## GOAL OF THE EXERCISE
State only the count of lines in the listing below that hold "screenshot".
** Start of RECORDS PROVIDED **
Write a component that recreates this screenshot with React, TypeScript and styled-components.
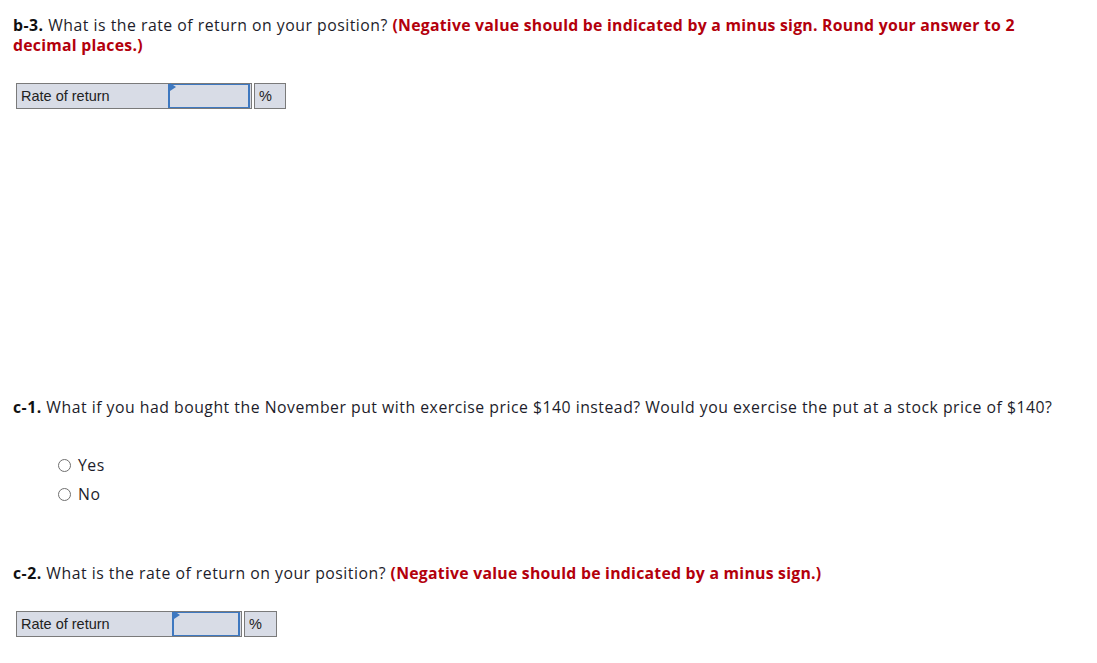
import React, { FC } from 'react';
import styled, { createGlobalStyle } from 'styled-components';

const TEXT = '#1d1d2b';
const RED = '#b3000c';
const CELL_BG = '#d8dce6';
const CELL_BORDER = '#7a7a7a';
const INPUT_BLUE = '#3e78c0';

const GlobalStyle = createGlobalStyle`
  html, body {
    margin: 0;
    padding: 0;
    background: #ffffff;
  }
  body {
    font-family: "Open Sans", Lato, sans-serif;
    color: ${TEXT};
  }
`;

const Page = styled.div`
  padding: 15px 13px 0 13px;
`;

const Question = styled.p<{ $top?: number }>`
  margin: ${(p) => p.$top ?? 0}px 0 0 0;
  font-size: 15.8px;
  letter-spacing: 0.5px;
  line-height: 20px;
  max-width: 1060px;
  b {
    font-weight: 700;
    color: #111;
  }
`;

const Hint = styled.strong`
  color: ${RED};
  font-weight: 700;
  letter-spacing: 0.25px;
`;

const AnswerTable = styled.table<{ $top: number }>`
  margin: ${(p) => p.$top}px 0 0 3px;
  border-collapse: separate;
  border-spacing: 0;
  font-family: "Liberation Sans", Arial, sans-serif;
  font-size: 14.5px;
  color: #222;
`;

const LabelCell = styled.td<{ $w: number }>`
  width: ${(p) => p.$w}px;
  height: 26px;
  padding: 0 0 0 4px;
  box-sizing: border-box;
  background: ${CELL_BG};
  border: 1px solid ${CELL_BORDER};
  border-right: none;
`;

const InputCell = styled.td<{ $w: number }>`
  width: ${(p) => p.$w}px;
  height: 26px;
  padding: 0;
  box-sizing: border-box;
  background: ${CELL_BG};
  border: 1px solid ${CELL_BORDER};
  border-left: none;
`;

const AnswerInput = styled.div`
  position: relative;
  height: 24px;
  margin: 0 1px 0 0;
  border: 2px solid ${INPUT_BLUE};
  border-top-width: 1px;
  border-bottom-width: 1px;
  box-sizing: border-box;
  background: ${CELL_BG};
  &::before {
    content: '';
    position: absolute;
    left: 0;
    top: 0;
    border-top: 4px solid transparent;
    border-bottom: 4px solid transparent;
    border-left: 6px solid ${INPUT_BLUE};
    transform: translateY(-2px);
  }
`;

const Gap = styled.td`
  width: 2px;
  padding: 0;
  background: #fff;
`;

const UnitCell = styled.td<{ $w: number }>`
  width: ${(p) => p.$w}px;
  height: 26px;
  padding: 0 0 0 4px;
  box-sizing: border-box;
  background: ${CELL_BG};
  border: 1px solid ${CELL_BORDER};
`;

const Options = styled.div`
  margin: 38px 0 0 45px;
  display: flex;
  flex-direction: column;
  gap: 9px;
`;

const Option = styled.label`
  display: flex;
  align-items: center;
  gap: 7px;
  font-size: 15.8px;
  letter-spacing: 0.5px;
  line-height: 20px;
  color: ${TEXT};
`;

const RadioDot = styled.span`
  width: 13px;
  height: 13px;
  border-radius: 50%;
  border: 1px solid #6f6f6f;
  box-sizing: border-box;
  background: #fff;
`;

type RowProps = { top: number; label: number; input: number; unit: number };

const RateRow: FC<RowProps> = ({ top, label, input, unit }) => (
  <AnswerTable $top={top}>
    <tbody>
      <tr>
        <LabelCell $w={label}>Rate of return</LabelCell>
        <InputCell $w={input}>
          <AnswerInput />
        </InputCell>
        <Gap />
        <UnitCell $w={unit}>%</UnitCell>
      </tr>
    </tbody>
  </AnswerTable>
);

const App: FC = () => (
  <Page>
    <GlobalStyle />
    <Question>
      <b>b-3.</b> What is the rate of return on your position?{' '}
      <Hint>(Negative value should be indicated by a minus sign. Round your answer to 2 decimal places.)</Hint>
    </Question>
    <RateRow top={28} label={152} input={84} unit={32} />

    <Question $top={288}>
      <b>c-1.</b> What if you had bought the November put with exercise price $140 instead? Would you
      exercise the put at a stock price of $140?
    </Question>
    <Options>
      <Option>
        <RadioDot /> Yes
      </Option>
      <Option>
        <RadioDot /> No
      </Option>
    </Options>

    <Question $top={59}>
      <b>c-2.</b> What is the rate of return on your position?{' '}
      <Hint>(Negative value should be indicated by a minus sign.)</Hint>
    </Question>
    <RateRow top={28} label={156} input={70} unit={33} />
  </Page>
);

export default App;
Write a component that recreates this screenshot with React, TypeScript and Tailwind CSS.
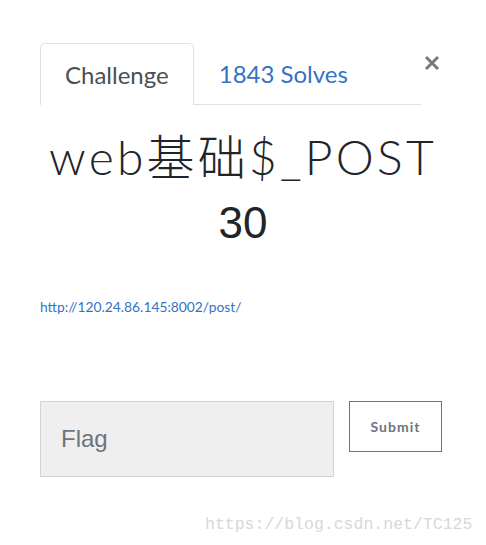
** End of RECORDS PROVIDED **
## ANSWER TO THE PROBLEM
2